**Exercise prompt:**
Show, in full, each line of the data that contains "with".

**Data section:**
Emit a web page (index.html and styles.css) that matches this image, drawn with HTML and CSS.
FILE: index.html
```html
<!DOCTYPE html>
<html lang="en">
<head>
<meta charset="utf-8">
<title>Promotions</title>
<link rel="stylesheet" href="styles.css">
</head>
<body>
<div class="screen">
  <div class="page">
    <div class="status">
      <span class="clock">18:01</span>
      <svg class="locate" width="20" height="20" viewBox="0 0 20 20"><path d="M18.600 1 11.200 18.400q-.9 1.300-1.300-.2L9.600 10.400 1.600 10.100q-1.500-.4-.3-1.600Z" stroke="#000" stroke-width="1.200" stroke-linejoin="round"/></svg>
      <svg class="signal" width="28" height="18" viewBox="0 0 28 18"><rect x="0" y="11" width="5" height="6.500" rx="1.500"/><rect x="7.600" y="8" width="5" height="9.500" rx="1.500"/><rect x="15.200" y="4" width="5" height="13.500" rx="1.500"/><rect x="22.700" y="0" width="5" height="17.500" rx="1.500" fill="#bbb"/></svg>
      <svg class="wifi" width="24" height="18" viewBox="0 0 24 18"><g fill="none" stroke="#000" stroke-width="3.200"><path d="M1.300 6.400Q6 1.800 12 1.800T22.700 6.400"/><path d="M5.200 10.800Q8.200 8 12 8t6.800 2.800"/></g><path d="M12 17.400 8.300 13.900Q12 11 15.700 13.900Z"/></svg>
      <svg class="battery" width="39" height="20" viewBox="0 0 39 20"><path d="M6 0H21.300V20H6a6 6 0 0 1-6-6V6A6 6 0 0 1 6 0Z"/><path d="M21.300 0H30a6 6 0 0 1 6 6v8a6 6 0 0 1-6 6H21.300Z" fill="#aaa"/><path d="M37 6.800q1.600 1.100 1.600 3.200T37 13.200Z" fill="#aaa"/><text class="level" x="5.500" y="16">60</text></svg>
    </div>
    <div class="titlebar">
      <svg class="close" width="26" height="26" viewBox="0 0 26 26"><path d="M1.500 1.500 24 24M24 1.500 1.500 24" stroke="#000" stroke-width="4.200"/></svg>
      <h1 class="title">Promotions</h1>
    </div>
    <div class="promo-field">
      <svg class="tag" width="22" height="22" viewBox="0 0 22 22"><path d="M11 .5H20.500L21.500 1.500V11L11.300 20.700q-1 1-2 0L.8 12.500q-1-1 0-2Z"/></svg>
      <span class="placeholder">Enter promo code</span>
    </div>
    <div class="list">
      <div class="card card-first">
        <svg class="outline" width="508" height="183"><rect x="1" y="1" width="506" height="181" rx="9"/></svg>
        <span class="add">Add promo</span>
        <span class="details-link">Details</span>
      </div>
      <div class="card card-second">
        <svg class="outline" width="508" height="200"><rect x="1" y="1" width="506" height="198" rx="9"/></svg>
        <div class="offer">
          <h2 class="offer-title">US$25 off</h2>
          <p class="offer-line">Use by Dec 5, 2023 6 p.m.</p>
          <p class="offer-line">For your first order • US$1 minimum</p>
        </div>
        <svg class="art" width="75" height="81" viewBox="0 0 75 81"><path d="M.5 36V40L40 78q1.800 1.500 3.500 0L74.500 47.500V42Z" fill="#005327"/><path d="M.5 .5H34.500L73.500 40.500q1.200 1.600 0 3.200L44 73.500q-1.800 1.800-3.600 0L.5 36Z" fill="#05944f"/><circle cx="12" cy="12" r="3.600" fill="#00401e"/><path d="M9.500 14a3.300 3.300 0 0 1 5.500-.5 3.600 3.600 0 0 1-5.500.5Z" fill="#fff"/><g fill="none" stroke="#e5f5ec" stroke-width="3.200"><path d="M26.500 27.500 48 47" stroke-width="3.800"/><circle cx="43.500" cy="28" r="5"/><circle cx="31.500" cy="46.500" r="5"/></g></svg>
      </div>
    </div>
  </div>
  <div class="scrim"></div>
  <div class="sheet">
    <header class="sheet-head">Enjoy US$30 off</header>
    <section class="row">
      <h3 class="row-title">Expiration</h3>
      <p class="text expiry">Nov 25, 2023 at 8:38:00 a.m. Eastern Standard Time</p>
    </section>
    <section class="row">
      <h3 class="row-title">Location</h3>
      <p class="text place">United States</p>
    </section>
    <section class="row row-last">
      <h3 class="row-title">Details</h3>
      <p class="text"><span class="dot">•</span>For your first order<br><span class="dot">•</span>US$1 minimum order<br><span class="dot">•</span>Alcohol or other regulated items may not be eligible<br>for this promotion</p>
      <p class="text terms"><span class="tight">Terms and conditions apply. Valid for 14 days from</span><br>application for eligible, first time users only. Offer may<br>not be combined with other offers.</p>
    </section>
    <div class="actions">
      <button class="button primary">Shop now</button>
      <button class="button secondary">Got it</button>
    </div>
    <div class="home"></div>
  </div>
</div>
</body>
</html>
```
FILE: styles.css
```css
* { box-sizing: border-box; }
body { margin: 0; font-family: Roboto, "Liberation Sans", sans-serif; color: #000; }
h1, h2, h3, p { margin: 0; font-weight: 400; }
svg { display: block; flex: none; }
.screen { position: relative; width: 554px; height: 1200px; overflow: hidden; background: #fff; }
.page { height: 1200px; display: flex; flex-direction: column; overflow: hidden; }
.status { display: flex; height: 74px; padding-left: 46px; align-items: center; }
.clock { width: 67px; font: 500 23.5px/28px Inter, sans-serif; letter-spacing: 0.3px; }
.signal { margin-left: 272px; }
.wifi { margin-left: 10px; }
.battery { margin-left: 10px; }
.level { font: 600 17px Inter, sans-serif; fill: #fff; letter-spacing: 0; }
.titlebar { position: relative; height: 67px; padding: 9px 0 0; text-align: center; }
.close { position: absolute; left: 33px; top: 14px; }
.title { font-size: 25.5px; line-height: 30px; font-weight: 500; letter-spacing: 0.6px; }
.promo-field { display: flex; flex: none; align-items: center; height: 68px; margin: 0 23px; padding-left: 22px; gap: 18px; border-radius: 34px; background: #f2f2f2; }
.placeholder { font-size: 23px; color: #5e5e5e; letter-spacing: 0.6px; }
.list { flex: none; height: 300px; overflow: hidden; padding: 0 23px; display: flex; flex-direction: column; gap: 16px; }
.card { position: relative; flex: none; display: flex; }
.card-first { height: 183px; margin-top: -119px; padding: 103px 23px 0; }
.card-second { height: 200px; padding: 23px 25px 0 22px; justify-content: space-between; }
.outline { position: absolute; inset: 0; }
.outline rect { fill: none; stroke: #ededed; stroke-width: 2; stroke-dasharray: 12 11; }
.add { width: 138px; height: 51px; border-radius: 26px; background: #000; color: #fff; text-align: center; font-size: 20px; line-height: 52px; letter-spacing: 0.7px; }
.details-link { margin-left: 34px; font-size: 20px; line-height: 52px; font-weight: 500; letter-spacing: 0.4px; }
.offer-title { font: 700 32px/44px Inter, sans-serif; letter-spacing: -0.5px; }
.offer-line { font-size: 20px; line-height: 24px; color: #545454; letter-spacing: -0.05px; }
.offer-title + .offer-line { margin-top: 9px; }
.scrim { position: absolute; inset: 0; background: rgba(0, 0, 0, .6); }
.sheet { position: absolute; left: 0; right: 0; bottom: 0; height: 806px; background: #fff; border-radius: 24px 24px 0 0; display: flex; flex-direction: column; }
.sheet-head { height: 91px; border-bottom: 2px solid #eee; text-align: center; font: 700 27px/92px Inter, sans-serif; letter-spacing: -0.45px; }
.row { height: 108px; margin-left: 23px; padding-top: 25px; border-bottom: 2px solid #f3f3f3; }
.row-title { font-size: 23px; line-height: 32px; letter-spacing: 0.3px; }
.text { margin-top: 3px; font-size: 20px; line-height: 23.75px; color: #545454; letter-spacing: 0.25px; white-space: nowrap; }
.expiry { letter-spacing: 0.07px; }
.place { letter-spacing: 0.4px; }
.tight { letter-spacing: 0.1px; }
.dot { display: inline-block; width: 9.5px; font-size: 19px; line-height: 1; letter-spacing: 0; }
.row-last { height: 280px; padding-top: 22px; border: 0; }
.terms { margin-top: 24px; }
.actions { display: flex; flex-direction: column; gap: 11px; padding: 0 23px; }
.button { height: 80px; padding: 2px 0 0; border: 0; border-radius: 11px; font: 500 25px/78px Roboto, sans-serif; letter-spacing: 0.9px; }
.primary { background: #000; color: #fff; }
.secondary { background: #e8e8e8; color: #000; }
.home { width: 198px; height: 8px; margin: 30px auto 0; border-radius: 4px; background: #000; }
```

**Problem solution:**
Emit a web page (index.html and styles.css) that matches this image, drawn with HTML and CSS.
      <p class="text terms"><span class="tight">Terms and conditions apply. Valid for 14 days from</span><br>application for eligible, first time users only. Offer may<br>not be combined with other offers.</p>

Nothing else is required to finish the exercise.